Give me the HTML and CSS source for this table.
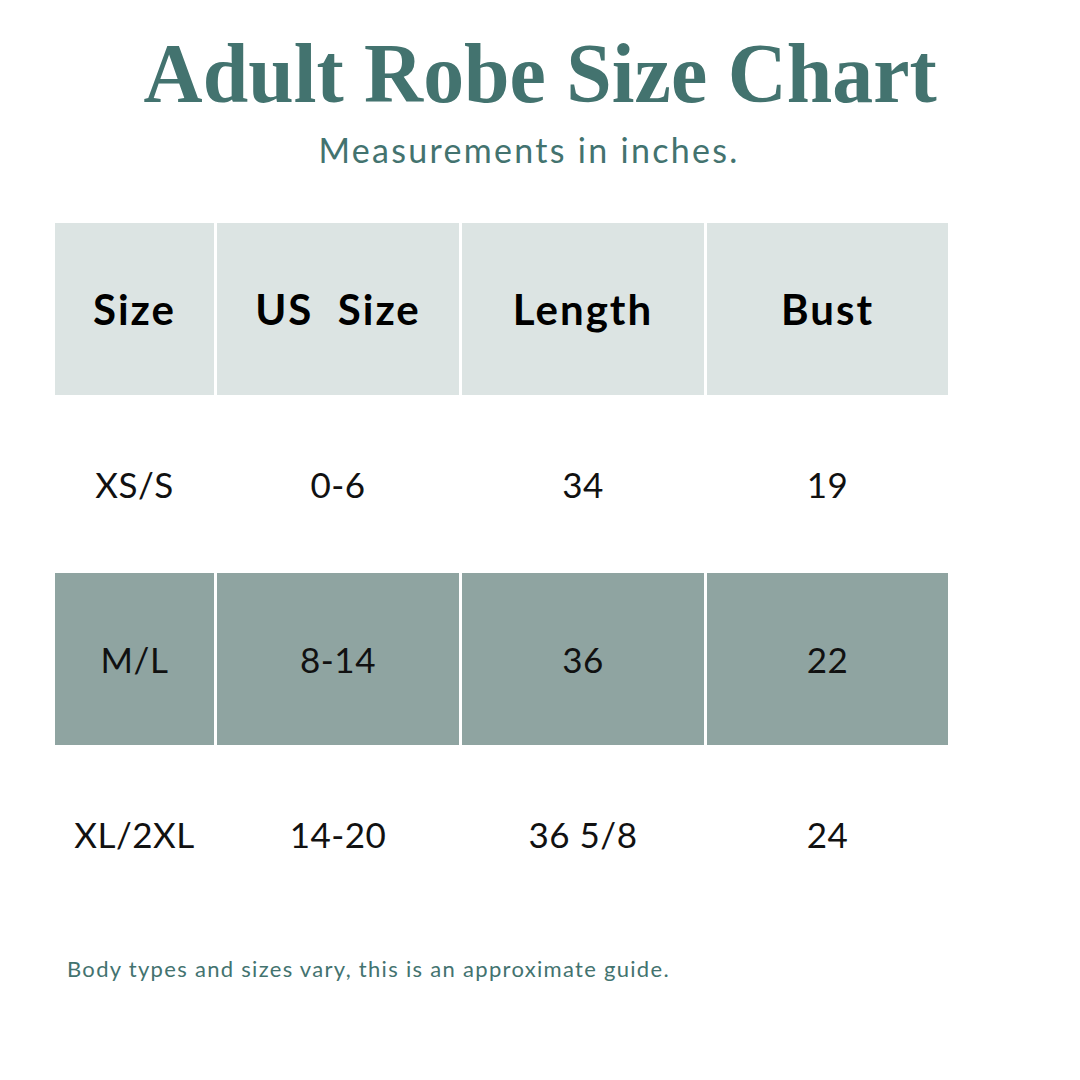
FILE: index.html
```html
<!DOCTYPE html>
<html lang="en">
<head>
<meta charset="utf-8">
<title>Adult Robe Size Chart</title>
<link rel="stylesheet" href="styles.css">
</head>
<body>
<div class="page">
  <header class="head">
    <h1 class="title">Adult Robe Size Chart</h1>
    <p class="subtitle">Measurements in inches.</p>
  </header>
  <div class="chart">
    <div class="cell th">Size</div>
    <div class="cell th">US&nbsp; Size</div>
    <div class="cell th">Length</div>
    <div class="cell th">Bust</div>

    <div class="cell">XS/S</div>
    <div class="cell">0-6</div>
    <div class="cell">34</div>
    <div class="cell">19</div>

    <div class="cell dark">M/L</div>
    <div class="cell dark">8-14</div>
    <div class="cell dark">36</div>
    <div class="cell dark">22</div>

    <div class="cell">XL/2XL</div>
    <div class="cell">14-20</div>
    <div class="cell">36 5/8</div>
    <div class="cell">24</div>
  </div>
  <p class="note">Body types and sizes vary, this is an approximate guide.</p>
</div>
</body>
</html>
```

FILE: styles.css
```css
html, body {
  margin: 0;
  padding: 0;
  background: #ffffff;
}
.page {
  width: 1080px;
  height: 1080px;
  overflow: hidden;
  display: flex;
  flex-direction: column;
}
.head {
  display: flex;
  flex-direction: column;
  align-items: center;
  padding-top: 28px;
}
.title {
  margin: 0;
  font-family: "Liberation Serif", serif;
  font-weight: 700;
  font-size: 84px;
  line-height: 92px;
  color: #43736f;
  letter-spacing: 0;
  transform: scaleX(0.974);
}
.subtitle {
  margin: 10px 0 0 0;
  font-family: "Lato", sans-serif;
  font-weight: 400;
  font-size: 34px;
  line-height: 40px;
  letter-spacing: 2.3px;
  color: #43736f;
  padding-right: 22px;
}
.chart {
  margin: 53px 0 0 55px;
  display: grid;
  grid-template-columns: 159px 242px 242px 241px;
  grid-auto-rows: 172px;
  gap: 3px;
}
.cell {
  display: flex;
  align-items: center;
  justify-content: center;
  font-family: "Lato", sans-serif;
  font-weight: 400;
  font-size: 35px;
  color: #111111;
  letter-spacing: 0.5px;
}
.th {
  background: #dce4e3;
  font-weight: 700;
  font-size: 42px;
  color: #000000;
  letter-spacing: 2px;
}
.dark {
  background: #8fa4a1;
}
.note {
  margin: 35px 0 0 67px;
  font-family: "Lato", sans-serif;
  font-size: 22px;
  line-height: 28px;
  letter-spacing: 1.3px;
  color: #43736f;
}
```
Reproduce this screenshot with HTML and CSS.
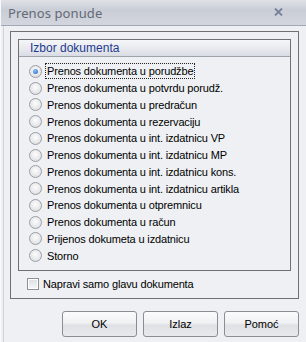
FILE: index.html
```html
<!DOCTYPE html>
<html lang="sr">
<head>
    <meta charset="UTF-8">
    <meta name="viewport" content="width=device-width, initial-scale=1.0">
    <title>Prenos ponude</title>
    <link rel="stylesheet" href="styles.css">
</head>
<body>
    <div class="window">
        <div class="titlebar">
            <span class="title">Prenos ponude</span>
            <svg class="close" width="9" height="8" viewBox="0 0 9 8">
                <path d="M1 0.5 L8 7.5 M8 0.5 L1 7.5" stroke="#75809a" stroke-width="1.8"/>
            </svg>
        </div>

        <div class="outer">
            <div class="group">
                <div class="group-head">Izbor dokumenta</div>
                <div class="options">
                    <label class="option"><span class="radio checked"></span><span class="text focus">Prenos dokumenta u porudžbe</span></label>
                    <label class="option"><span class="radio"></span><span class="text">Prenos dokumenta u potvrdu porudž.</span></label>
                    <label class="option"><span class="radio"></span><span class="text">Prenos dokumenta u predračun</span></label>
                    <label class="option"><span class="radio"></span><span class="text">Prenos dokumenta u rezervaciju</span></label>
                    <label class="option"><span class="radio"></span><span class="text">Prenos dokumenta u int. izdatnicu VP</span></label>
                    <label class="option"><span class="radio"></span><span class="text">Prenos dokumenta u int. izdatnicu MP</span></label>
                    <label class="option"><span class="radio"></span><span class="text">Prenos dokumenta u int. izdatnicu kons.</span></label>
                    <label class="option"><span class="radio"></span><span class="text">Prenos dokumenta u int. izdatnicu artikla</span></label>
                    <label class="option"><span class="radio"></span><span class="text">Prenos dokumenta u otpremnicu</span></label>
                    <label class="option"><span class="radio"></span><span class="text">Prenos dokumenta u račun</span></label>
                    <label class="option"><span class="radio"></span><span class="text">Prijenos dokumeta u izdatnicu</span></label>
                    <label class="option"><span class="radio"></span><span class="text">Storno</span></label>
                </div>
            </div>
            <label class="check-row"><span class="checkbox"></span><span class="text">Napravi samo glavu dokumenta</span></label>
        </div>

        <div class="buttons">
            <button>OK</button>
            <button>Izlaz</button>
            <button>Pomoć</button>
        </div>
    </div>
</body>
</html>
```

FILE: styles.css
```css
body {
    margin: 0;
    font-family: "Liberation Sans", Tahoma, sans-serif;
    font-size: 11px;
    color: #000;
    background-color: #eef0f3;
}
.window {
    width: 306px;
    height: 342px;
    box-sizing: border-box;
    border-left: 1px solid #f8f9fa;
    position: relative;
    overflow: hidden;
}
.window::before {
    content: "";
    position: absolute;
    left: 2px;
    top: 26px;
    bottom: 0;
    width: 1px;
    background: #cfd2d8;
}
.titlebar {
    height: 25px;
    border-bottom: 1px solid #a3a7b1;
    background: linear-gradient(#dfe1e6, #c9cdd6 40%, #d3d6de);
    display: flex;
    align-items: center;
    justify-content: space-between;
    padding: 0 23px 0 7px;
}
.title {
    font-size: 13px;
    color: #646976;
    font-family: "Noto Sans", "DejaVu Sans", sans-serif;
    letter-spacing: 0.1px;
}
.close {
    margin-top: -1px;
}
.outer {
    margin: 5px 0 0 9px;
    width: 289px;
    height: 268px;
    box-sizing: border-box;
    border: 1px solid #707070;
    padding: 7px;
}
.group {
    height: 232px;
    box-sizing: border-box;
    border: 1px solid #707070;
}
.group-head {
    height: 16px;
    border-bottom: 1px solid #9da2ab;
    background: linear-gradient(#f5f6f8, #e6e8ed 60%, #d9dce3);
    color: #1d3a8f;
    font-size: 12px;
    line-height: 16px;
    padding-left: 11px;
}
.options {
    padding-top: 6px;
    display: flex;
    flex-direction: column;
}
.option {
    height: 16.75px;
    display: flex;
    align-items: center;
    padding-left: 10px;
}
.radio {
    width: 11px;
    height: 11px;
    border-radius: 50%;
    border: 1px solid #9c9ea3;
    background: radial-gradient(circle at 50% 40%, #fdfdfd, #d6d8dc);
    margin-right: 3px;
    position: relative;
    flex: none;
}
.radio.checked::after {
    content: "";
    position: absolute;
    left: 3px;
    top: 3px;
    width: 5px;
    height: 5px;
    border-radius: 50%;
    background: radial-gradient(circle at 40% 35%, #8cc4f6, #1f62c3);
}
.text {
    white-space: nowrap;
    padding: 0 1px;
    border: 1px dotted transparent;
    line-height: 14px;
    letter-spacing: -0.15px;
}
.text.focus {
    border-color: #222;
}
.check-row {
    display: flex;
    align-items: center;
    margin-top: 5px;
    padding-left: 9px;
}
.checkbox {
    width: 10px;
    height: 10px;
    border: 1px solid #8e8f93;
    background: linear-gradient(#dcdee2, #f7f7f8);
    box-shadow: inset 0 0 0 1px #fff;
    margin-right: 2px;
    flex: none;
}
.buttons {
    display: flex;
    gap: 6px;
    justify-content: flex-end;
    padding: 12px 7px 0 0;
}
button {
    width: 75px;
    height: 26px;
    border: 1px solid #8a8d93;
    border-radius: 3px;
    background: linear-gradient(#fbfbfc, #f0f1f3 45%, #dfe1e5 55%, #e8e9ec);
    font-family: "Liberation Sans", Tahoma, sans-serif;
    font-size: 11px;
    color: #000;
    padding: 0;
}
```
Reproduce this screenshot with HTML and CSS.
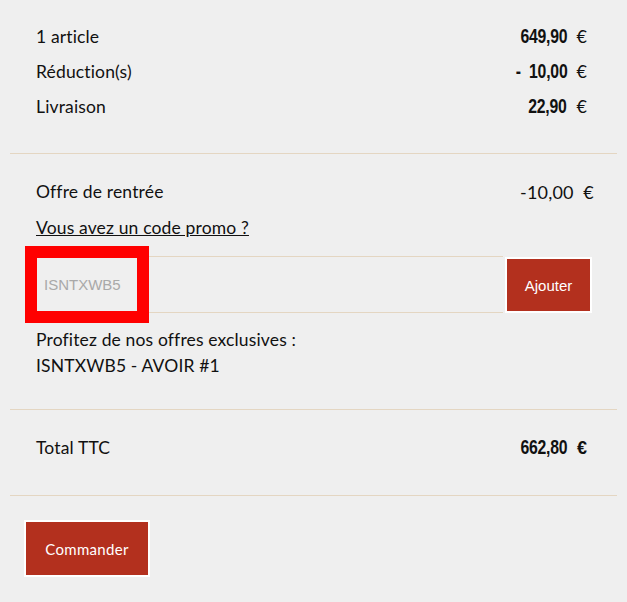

--------------------------------------------------

» Your objective: In how many lines does the word "this" appear? Respond with the number alone.

» The output: 4